Next Time, I Shall Not Be So Lenient!

Alex Wilcock writes a lot of words about Doctor Who. He’s followed DWM’s Time Team since 1999, and is now revealing everything he’s ever sent to them. Very gradually.

Saturday, June 29, 2013

Doctor Who – Marco Polo Episode Two: The Singing Sands


“Here’s water, Marco Polo. Come for it!”





It’s time for another episode of Marco Polo, and this week I have fewer comments. You can draw your own conclusions from that about the episode, though today’s not been encouraging me to write, anyway. After three months – that’s a whole Marco Polo’s-worth for the time travellers – of pills and strict diet to prevent my gout recurring, I’m now in my agonizing second attack, which makes me wonder why I bothered cutting out half the things I eat (such indulgences as asparagus and peas). I never drink anyway, but it’s enough to make me start. Couldn’t it at least have waited until Episode Six, where there’s a comedy tie-in with the story? So, starting with my ungenerous reaction on the very first time I listened to this episode, back in 2001…


And I Said…


In Episode Two, the Doctor’s asleep, and so am I, I’m afraid.

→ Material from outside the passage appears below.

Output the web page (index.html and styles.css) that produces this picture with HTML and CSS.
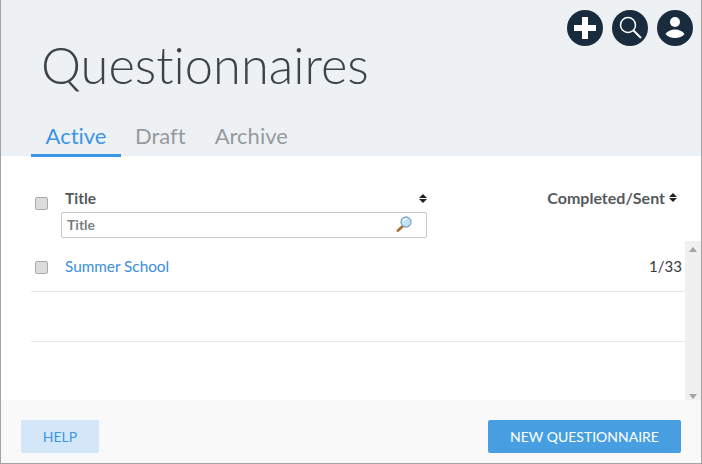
FILE: index.html
```html
<!DOCTYPE html>
<html lang="en">
  <head>
    <meta charset="UTF-8" />
    <meta name="viewport" content="width=device-width, initial-scale=1.0" />
    <title>Questionnaires</title>

    <link rel="stylesheet" href="styles.css">
  </head>
  <body>
    <div class="app">
      <header class="top">
        <div class="actions">
          <button class="round" aria-label="Add">
            <svg viewBox="0 0 36 36" width="36" height="36"><path d="M15 7h6v8h8v6h-8v8h-6v-8H7v-6h8z" fill="#fff" /></svg>
          </button>
          <button class="round" aria-label="Search">
            <svg viewBox="0 0 36 36" width="36" height="36"><circle cx="16" cy="15" r="7.500" fill="none" stroke="#fff" stroke-width="1.500" /><path d="M21.500 20.500l7.500 7.500" stroke="#fff" stroke-width="2" /></svg>
          </button>
          <button class="round" aria-label="Profile">
            <svg viewBox="0 0 36 36" width="36" height="36"><circle cx="18" cy="12" r="5" fill="#fff" /><path d="M8.500 24c2-3 5.500-4.500 9.500-4.500s7.500 1.500 9.500 4.500c-2 2.500-5.500 4-9.500 4s-7.500-1.500-9.500-4z" fill="#fff" /></svg>
          </button>
        </div>
        <h1>Questionnaires</h1>
        <nav class="tabs">
          <a class="tab active">Active</a>
          <a class="tab draft">Draft</a>
          <a class="tab">Archive</a>
        </nav>
      </header>

      <main class="content">
        <div class="head-row">
          <input type="checkbox" class="check" />
          <div class="title-col">
            <div class="sort-label">
              <span>Title</span>
              <i class="sort"></i>
            </div>
            <div class="filter">
              <span>Title</span>
              <svg viewBox="0 0 18 18" width="18" height="18">
                <path d="M8 11l-5 4.500" stroke="#a8703c" stroke-width="3" stroke-linecap="round" />
                <circle cx="11" cy="7" r="5" fill="#c3e2f5" stroke="#7fa9c4" stroke-width="1.300" />
                <path d="M8 6c.5-1.500 2-2.300 3.500-2" fill="none" stroke="#fff" stroke-width="1.300" />
              </svg>
            </div>
          </div>
          <div class="done-col">
            <span>Completed/Sent</span>
            <i class="sort"></i>
          </div>
        </div>

        <div class="list">
          <div class="rows">
            <div class="row">
              <input type="checkbox" class="check" />
              <a class="name">Summer School</a>
              <span class="count">1/33</span>
            </div>
            <div class="row empty"></div>
          </div>
          <div class="scrollbar">
            <i class="arrow up"></i>
            <i class="arrow down"></i>
          </div>
        </div>
      </main>

      <footer class="bottom">
        <button class="btn help">HELP</button>
        <button class="btn primary">NEW QUESTIONNAIRE</button>
      </footer>
    </div>
  </body>
</html>
```

FILE: styles.css
```css
*,
*::before,
*::after {
  box-sizing: border-box;
  margin: 0;
  padding: 0;
}
body {
  font-family: Lato, "Liberation Sans", sans-serif;
  font-variant-ligatures: none;
  overflow: hidden;
}
.app {
  width: 702px;
  height: 464px;
  display: flex;
  flex-direction: column;
  border-left: 1px solid #a3a3a3;
  border-right: 1px solid #a3a3a3;
  border-bottom: 1px solid #a3a3a3;
  background-color: #fff;
}

.top {
  height: 156px;
  flex-shrink: 0;
  background-color: #eef1f4;
  padding: 10px 0 0 30px;
  display: flex;
  flex-direction: column;
}
.actions {
  display: flex;
  justify-content: flex-end;
  gap: 9px;
  padding-right: 8px;
  height: 36px;
}
.round {
  width: 36px;
  height: 36px;
  border: 0;
  border-radius: 50%;
  background-color: #192c3d;
  display: block;
}
.round svg {
  display: block;
}
h1 {
  font-size: 50.600px;
  font-weight: 300;
  line-height: 60px;
  color: #3d4449;
  margin-left: 10px;
  margin-top: -11px;
}
.tabs {
  display: flex;
  margin-top: auto;
}
.tab {
  font-size: 22px;
  line-height: 26px;
  color: #959a9c;
  padding: 3px 14px 0;
  height: 36px;
}
.tab.draft {
  margin-right: 1px;
}
.tab.active {
  color: #3a96e4;
  border-bottom: 3px solid #3a96e4;
  width: 90px;
  text-align: center;
  margin-bottom: -1px;
  height: 37px;
}

.content {
  flex: 1;
  display: flex;
  flex-direction: column;
  min-height: 0;
}
.head-row {
  display: flex;
  height: 85px;
  padding: 32px 0 0 34px;
}
.check {
  appearance: none;
  width: 13px;
  height: 13px;
  flex-shrink: 0;
  background-color: #dcdcdc;
  border: 1px solid #a9a9a9;
  border-radius: 2px;
}
.head-row .check {
  margin-top: 9px;
}
.row .check {
  margin-top: 3px;
}
.title-col {
  width: 366px;
  margin-left: 13px;
}
.sort-label {
  display: flex;
  justify-content: space-between;
  align-items: center;
  padding: 0 0 0 4px;
  height: 20px;
  font-size: 15.500px;
  font-weight: 700;
  color: #55595c;
}
.sort {
  display: flex;
  flex-direction: column;
  gap: 1px;
  width: 8px;
}
.sort::before,
.sort::after {
  content: "";
  border-left: 4px solid transparent;
  border-right: 4px solid transparent;
}
.sort::before {
  border-bottom: 4px solid #222;
}
.sort::after {
  border-top: 4px solid #222;
}
.filter {
  margin-top: 4px;
  height: 26px;
  border: 1px solid #c5c9cc;
  border-radius: 2px;
  display: flex;
  align-items: center;
  justify-content: space-between;
  padding: 0 13px 2px 5px;
  font-size: 14px;
  font-weight: 700;
  color: #7b7f82;
}
.done-col {
  margin-left: auto;
  margin-right: 24px;
  height: 19px;
  display: flex;
  align-items: center;
  gap: 4px;
  font-size: 16px;
  font-weight: 700;
  color: #55595c;
}

.list {
  flex: 1;
  display: flex;
  min-height: 0;
}
.rows {
  flex: 1;
  margin-left: 30px;
}
.row {
  height: 50px;
  display: flex;
  align-items: center;
  border-bottom: 1px solid #e6e6e6;
  padding: 0 3px 0 4px;
}
.row:first-child {
  height: 51px;
}
.name {
  margin-left: 17px;
  font-size: 15.300px;
  color: #3a8fdc;
}
.count {
  margin-left: auto;
  font-size: 15px;
  color: #3a3a3a;
}
.scrollbar {
  width: 16px;
  background-color: #f0f0f0;
  position: relative;
}
.arrow {
  position: absolute;
  left: 4px;
  border-left: 4px solid transparent;
  border-right: 4px solid transparent;
}
.arrow.up {
  top: 6px;
  border-bottom: 5px solid #a3a3a3;
}
.arrow.down {
  bottom: 1px;
  border-top: 5px solid #a3a3a3;
}

.bottom {
  height: 63px;
  flex-shrink: 0;
  background-color: #f9f9f9;
  display: flex;
  justify-content: space-between;
  padding: 20px 20px 0;
}
.btn {
  height: 33px;
  border: 0;
  border-radius: 2px;
  font-family: inherit;
  font-size: 14px;
}
.help {
  width: 78px;
  background-color: #d4e7f8;
  color: #3a96e4;
}
.primary {
  width: 193px;
  background-color: #479fe2;
  color: #fff;
}
```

It can’t just be because the Doctor gets just one line and a cough and a spit at the end, but almost nothing of Episode Two turns up in the condensed version and even the Time Team don’t say a word about it, which says quite a bit about how disposable it is.

Episode Two: Tegana acts suspiciously, but Marco takes it out on everyone else. Also Episodes Three, Four, Five…

The episode starts with framing to make us sympathise with Polo:
“The journey across this vast ocean of sand is slow and hazardous. To make matters worse, the old Doctor continually shows his disapproval of my action by being both difficult and bad-tempered. For three days, during which time we have covered no more than thirty miles, I have had to endure his insults.”
So, Marco, you’re taking these people into the Gobi Desert by force, you’ve stolen their property and are keeping them in check at swordpoint from your band of thugs (really your Khan’s, whose power you’re abusing). But we should pity you, because they’re calling you names. Boo hoo, etc.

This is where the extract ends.